Handling Data Flashcards
1
Q
data()
A
- Function that reveals R’s built-in data sets.
- Most packages have their own built in data sets.
2
Q
save()
A
- Function that allows the selective saving of objects.
- save(junk, junk2, file=”junky.RData”) = will sepcifically save the object junk and junk2 to an external file present in the working directory named junky.RData.
- There does not need to be a relationship between the external name and its contents.
3
Q
load()
A
- Function that loads a saved R object.
- load(“junky.RData”) = reloads the objects present in junky.RData
4
Q
load(url(“website_url”))
A
- Functions (nested) that allow you to remote load an R Data set.
- Always check the results of your remote load by reviewing the environment tab
5
Q
Reading Excel Files
A
- Useful packages: XLconnect, xlsx, gdata, readXL, etc.
- Function to read data into excel: read_excel(“file_name”, sheet = number, col_names = TRUE, col_types = NULL, na = “”, skip = something or nothing)
- Can always learn more about this function using help(read_excel).
6
Q
Reading Text Files
A
- Extensions: .txt, .csv, .dat, .tab.
- In the Import Dataset tab in the Environment tab, if you have a Local Text File, R will automatically load it (?).
- If the file is a Web URL:
1) Enter the URL.
2) Choose heading “Yes” if variable names are present.
3) Strings as Factors unchecked.
4) Set encoding to automatic.
5) R will correctly identify the dataset as tab separated. - You can check your results using the View() function.
7
Q
How to Read Text Files (functions)
A
1) read.csv()
2) read.delim()
3) read.table()
8
Q
Reading Non-conforming Yet Formatted Data
A
1) readLines()
2) scan()
9
Q
read.csv(“url_name”)
A
- Function used for reading comma separated (typically have .csv extension) files.
10
Q
read.delim(“url_name”)
A
- Function
11
Q
read.table(“url_name”)
A
- Function used for most any type of text file as long as a separator exists + more general than either read.csv or read.delim.
12
Q
readLines(“url_name”)
A
- Function that will read all or part of a text file.

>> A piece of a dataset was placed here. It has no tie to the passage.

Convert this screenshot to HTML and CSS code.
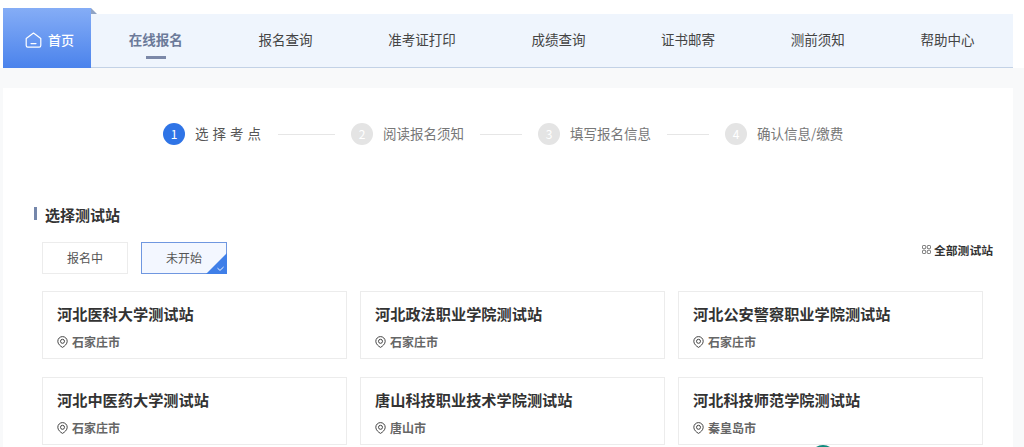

- Useful for data files that are irregular, have no delimiter (commas or a separator) or do not conform to a standard format.
- Will read virtually any file.
13
Q
scan(“url_name”)
A
- Function similar to readLines but will keep a record of the structure or patterning in the data if your need to keep that information.
- More restrictive than readLines().
14
Q
NA / Missing Values
A
- A place within a vector may be reserved for the missing element by assigning the special value NA.
- Usually any operation involving NA results in an NA.
- All types of vectors (character, logical, numeric) can use NA to represent missing values.
15
Q
Numeric Vectors and NA Entries
A
- Includes the symbols -Inf and Inf (positive and negative “infinity”) and NaN (not a number).
16
Q
na.omit() / complete.cases()
A
- Functions that will remove observations with missing values from a dataset.
17
Q
Package foreign
A
- Package that allows us to read data files by competitors of R (DBF, Stata, Epi Info, Minitab, Octave SPSS, SAS and Systat).
- SAS files must be in transport format (.xport file) for package foreign.
- SPSS files require a use of an option to be converted into data frames.
- Stata files can be read up to Stata 12.